WORK REQUIRED: Give every line again exactly as it appears, please, but not the pictures.
********
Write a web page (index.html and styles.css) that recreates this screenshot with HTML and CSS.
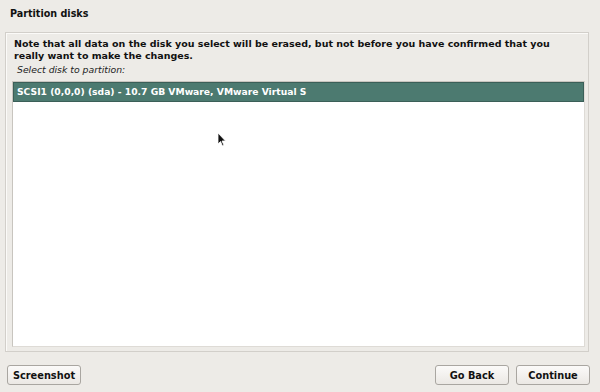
FILE: index.html
```html
<!DOCTYPE html>
<html>
<head>
    <title>Partition disks</title>
    <link rel="stylesheet" href="styles.css">
</head>
<body>
    <div class="title">Partition disks</div>

    <div class="panel">
        <p class="note">Note that all data on the disk you select will be erased, but not before you have confirmed that you really want to make the changes.</p>
        <p class="prompt">Select disk to partition:</p>
        <div class="list">
            <div class="row selected">SCSI1 (0,0,0) (sda) - 10.7 GB VMware, VMware Virtual S</div>
            <svg class="cursor" width="10" height="16" viewBox="0 0 10 16">
                <path d="M1 1 L1 12 L3.5 9.5 L5.5 14 L7 13.3 L5 9 L8.5 9 Z" fill="#111" stroke="#fff" stroke-width="0.8"/>
            </svg>
        </div>
    </div>

    <div class="buttons">
        <button class="btn">Screenshot</button>
        <div class="spacer"></div>
        <button class="btn">Go Back</button>
        <button class="btn">Continue</button>
    </div>
</body>
</html>
```

FILE: styles.css
```css
body {
    margin: 0;
    background: #edebe7;
    font-family: "DejaVu Sans", sans-serif;
    color: #111;
    width: 600px;
    height: 392px;
    overflow: hidden;
}
.title {
    font-weight: bold;
    font-size: 9.6px;
    padding: 8px 10px 0 10px;
    height: 24px;
}
.panel {
    margin: 0 11px 0 5px;
    height: 318px;
    border: 1px solid #d2cfca;
    box-shadow: inset 1px 1px 0 #fbfaf8;
    display: flex;
    flex-direction: column;
}
.note {
    font-weight: bold;
    font-size: 9.5px;
    line-height: 12px;
    margin: 5px 30px 0 8px;
}
.prompt {
    font-style: italic;
    font-size: 9.3px;
    margin: 2px 0 0 11px;
    color: #222;
}
.list {
    position: relative;
    flex: 1;
    margin: 6px 3px 4px 6px;
    background: #ffffff;
    border: 1px solid #c8c5bf;
    border-right-color: #dedbd6;
    border-bottom-color: #dedbd6;
}
.row {
    font-size: 9.2px;
    padding: 2px 3px;
    height: 14px;
    line-height: 14px;
}
.selected {
    background: #4c7a70;
    color: #fff;
    font-weight: bold;
    border: 1px solid #3b5f58;
}
.cursor {
    position: absolute;
    left: 204px;
    top: 50px;
}
.buttons {
    display: flex;
    gap: 7px;
    padding: 13px 10px 0 7px;
}
.spacer {
    flex: 1;
}
.btn {
    width: 74px;
    height: 20px;
    font-family: "DejaVu Sans", sans-serif;
    font-weight: bold;
    font-size: 9.8px;
    color: #111;
    background: linear-gradient(#fbfaf9, #ebe8e4);
    border: 1px solid #a9a6a1;
    border-radius: 3px;
    padding: 0;
}
```
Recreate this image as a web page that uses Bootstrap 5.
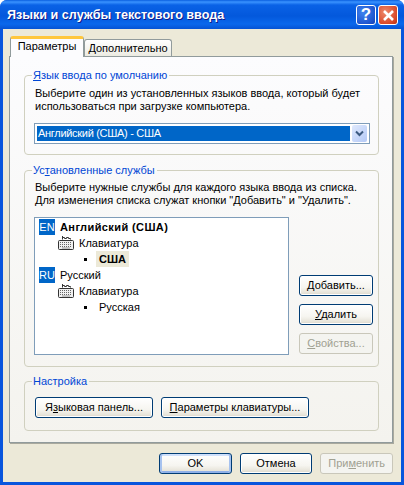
********
SOLUTION BELOW:
Write a web page (index.html and styles.css) that recreates this screenshot with HTML and CSS.
FILE: index.html
```html
<!DOCTYPE html>
<html>
<head>
    <title>Partition disks</title>
    <link rel="stylesheet" href="styles.css">
</head>
<body>
    <div class="title">Partition disks</div>

    <div class="panel">
        <p class="note">Note that all data on the disk you select will be erased, but not before you have confirmed that you really want to make the changes.</p>
        <p class="prompt">Select disk to partition:</p>
        <div class="list">
            <div class="row selected">SCSI1 (0,0,0) (sda) - 10.7 GB VMware, VMware Virtual S</div>
            <svg class="cursor" width="10" height="16" viewBox="0 0 10 16">
                <path d="M1 1 L1 12 L3.5 9.5 L5.5 14 L7 13.3 L5 9 L8.5 9 Z" fill="#111" stroke="#fff" stroke-width="0.8"/>
            </svg>
        </div>
    </div>

    <div class="buttons">
        <button class="btn">Screenshot</button>
        <div class="spacer"></div>
        <button class="btn">Go Back</button>
        <button class="btn">Continue</button>
    </div>
</body>
</html>
```

FILE: styles.css
```css
body {
    margin: 0;
    background: #edebe7;
    font-family: "DejaVu Sans", sans-serif;
    color: #111;
    width: 600px;
    height: 392px;
    overflow: hidden;
}
.title {
    font-weight: bold;
    font-size: 9.6px;
    padding: 8px 10px 0 10px;
    height: 24px;
}
.panel {
    margin: 0 11px 0 5px;
    height: 318px;
    border: 1px solid #d2cfca;
    box-shadow: inset 1px 1px 0 #fbfaf8;
    display: flex;
    flex-direction: column;
}
.note {
    font-weight: bold;
    font-size: 9.5px;
    line-height: 12px;
    margin: 5px 30px 0 8px;
}
.prompt {
    font-style: italic;
    font-size: 9.3px;
    margin: 2px 0 0 11px;
    color: #222;
}
.list {
    position: relative;
    flex: 1;
    margin: 6px 3px 4px 6px;
    background: #ffffff;
    border: 1px solid #c8c5bf;
    border-right-color: #dedbd6;
    border-bottom-color: #dedbd6;
}
.row {
    font-size: 9.2px;
    padding: 2px 3px;
    height: 14px;
    line-height: 14px;
}
.selected {
    background: #4c7a70;
    color: #fff;
    font-weight: bold;
    border: 1px solid #3b5f58;
}
.cursor {
    position: absolute;
    left: 204px;
    top: 50px;
}
.buttons {
    display: flex;
    gap: 7px;
    padding: 13px 10px 0 7px;
}
.spacer {
    flex: 1;
}
.btn {
    width: 74px;
    height: 20px;
    font-family: "DejaVu Sans", sans-serif;
    font-weight: bold;
    font-size: 9.8px;
    color: #111;
    background: linear-gradient(#fbfaf9, #ebe8e4);
    border: 1px solid #a9a6a1;
    border-radius: 3px;
    padding: 0;
}
```
Recreate this image as a web page that uses Bootstrap 5.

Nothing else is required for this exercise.